Thanks for the mention. 🙂
You’re very welcome, and thank you! Your review was what led me to this novel. Have to say that it doesn’t read like a debut.
Her first book is an award winning book of poetry called North End Love Songs.
I have to admit I’m not a poetry reader although I might have to make an exception for Vermette.
The description here reminded me somewhat of Louise Erdrich’s The Round House which confronts rape and racism in the context of indigenous American communities. That was a suspenseful, difficult to read novel and this sounds like it is too. A difficult subject to approach without falling into cliché or stereotype, but it sounds like Vermette has managed it here. Great review.
Thanks, Belinda. That’s interesting – I’ve not read The Round House. There is a twist re the perpetrator in The Break which I’d rather not discuss but it is quite shocking, all very deftly handled.
The Round House is a really good read, definitely worth a look.
Totally agree – Naomi reviews are wonderful, of many great sounding books that frustratingly don’t seem to have a UK publisher. This sounds excellent, I’m glad UK readers are getting the opportunity to try it.

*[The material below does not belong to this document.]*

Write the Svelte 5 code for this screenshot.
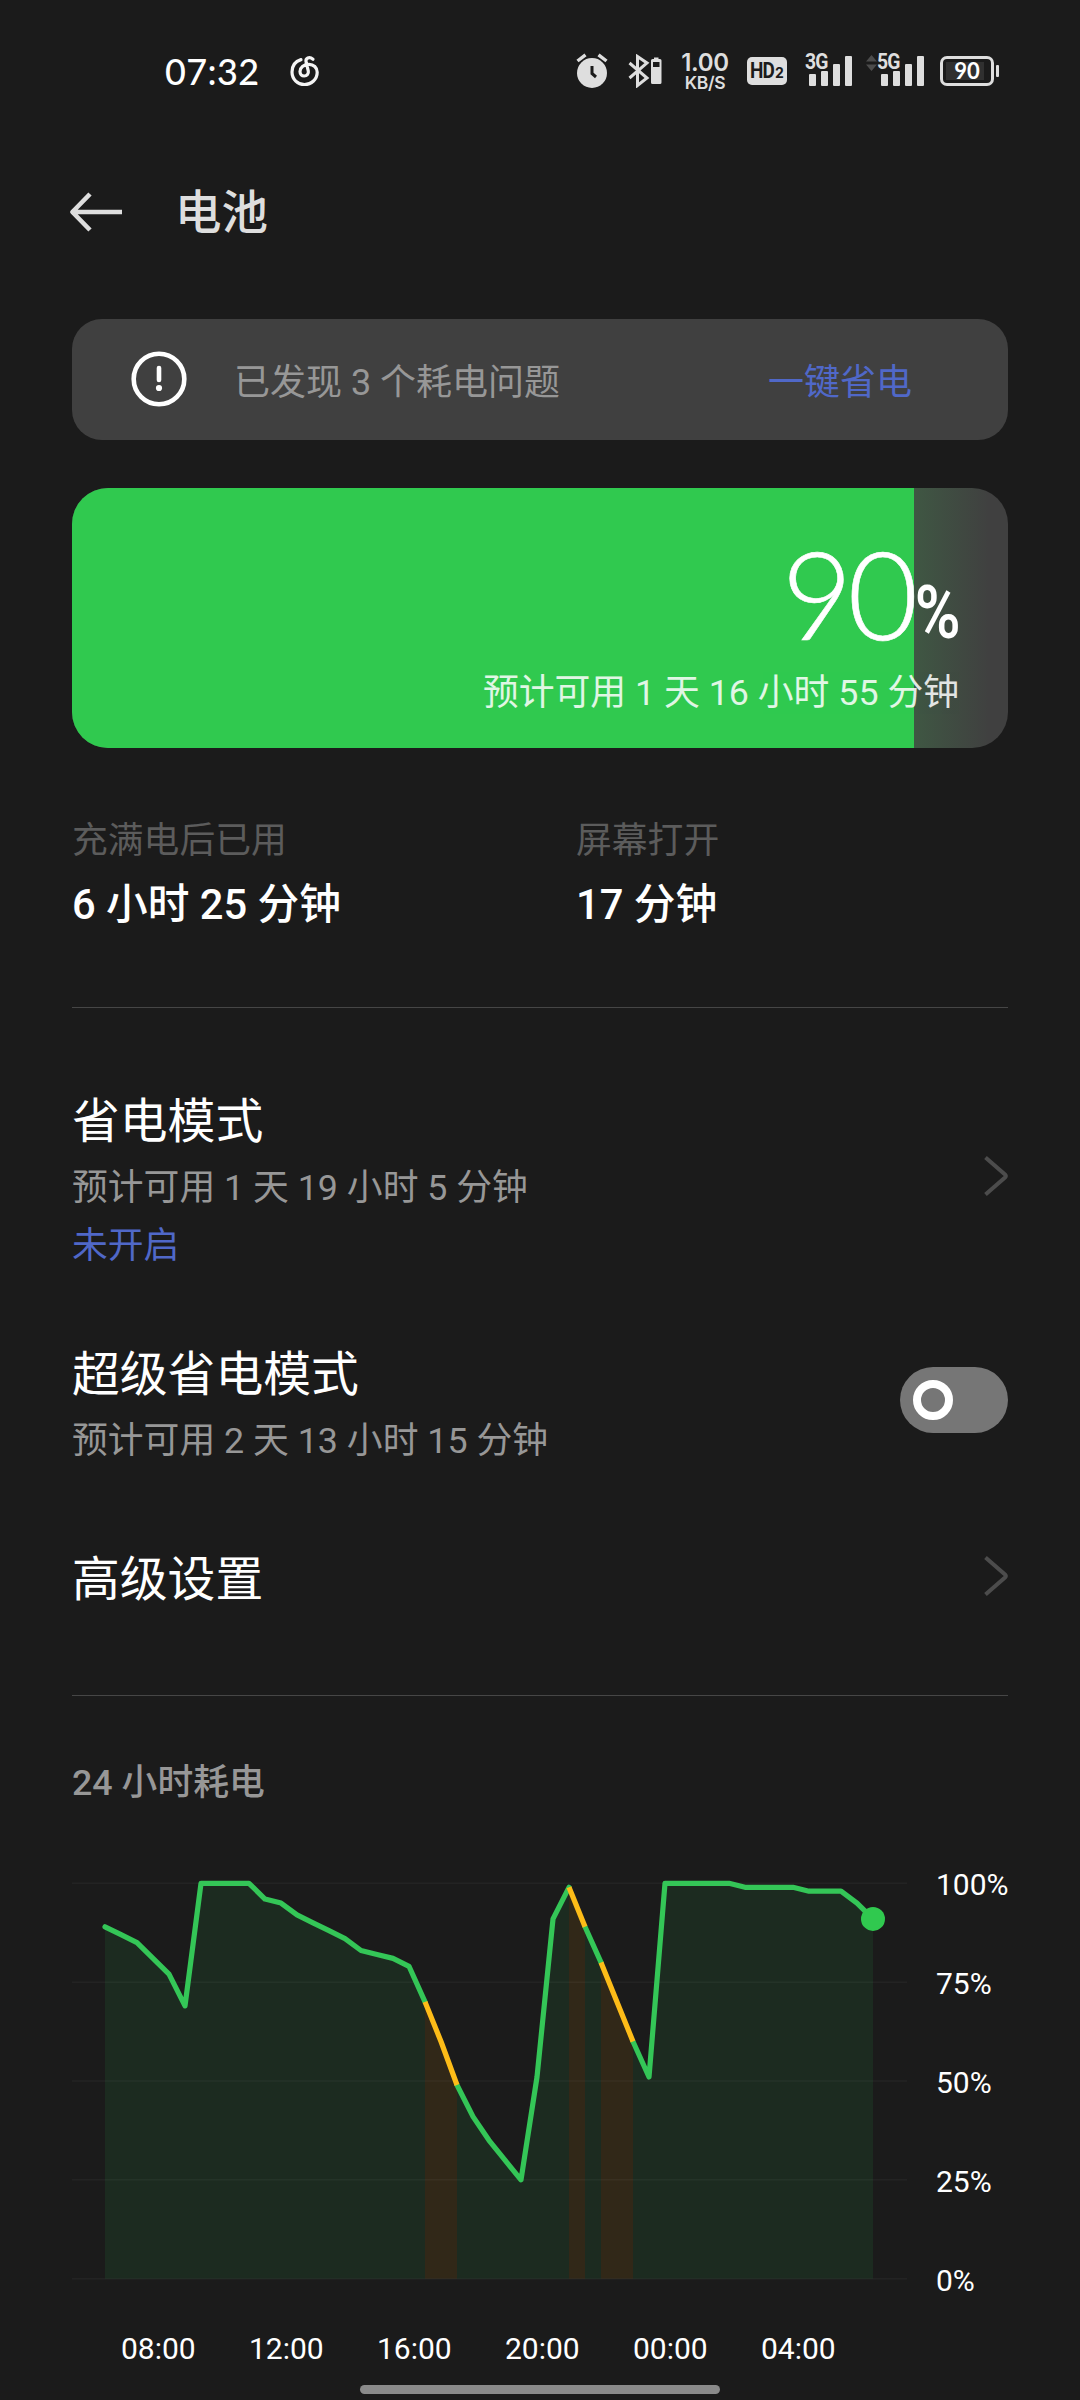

I’d love to think they’d pick up on a few more. The Sociabank Giller Prize list always looks so tempting, much more so than the Man Booker for me.
Vermette’s poetry is very accessible and North End Love Songs is actually a brilliant companion to this debut novel (and may, in some ways, explain why this feels like such an accomplished work, as much of the work was actually begun there I imagine) so I think you would find it an exception as well. The Break was one of my favourite reads that season and I am always thrilled when someone else – especially overseas! – discovers its challenges and its beauty. The bit that you don’t discuss (thank you, says the spoilerphobe in me) is breathtaking in its complexity.
Having recently read The Round House, which takes an interesting perspective in terms of relaying the events from the perspective of a teenage son, I feel as though Vermette’s work was more “hopeful-but-not-exactly-hopeful” in the end, with the matter of resilience somehow shining through so fiercely that it carried me through the novel in a burst (with only one hiccup – you will probably guess where) whereas I set Erdrich’s novel down many times – although never considered leaving it there either (I am an Erdrich fan too).
There is a sense of community in The Break which I think is amazing. The boy in The Round House has that, too, but the reader feels his mother’s isolation so keenly that it changes the overall experience to my mind. So for those who have read The Round House, I hope you’ll consider The Break as well, because it only sounds like the same story, it reads very differently but is every bit as accomplished as Erdrich’s story.
I was delighted that it was published here. Perhaps those Atwood comments helped the pitch along. Interesting comparison with The Round House. Did you read it before The Break or did one lead you to the other?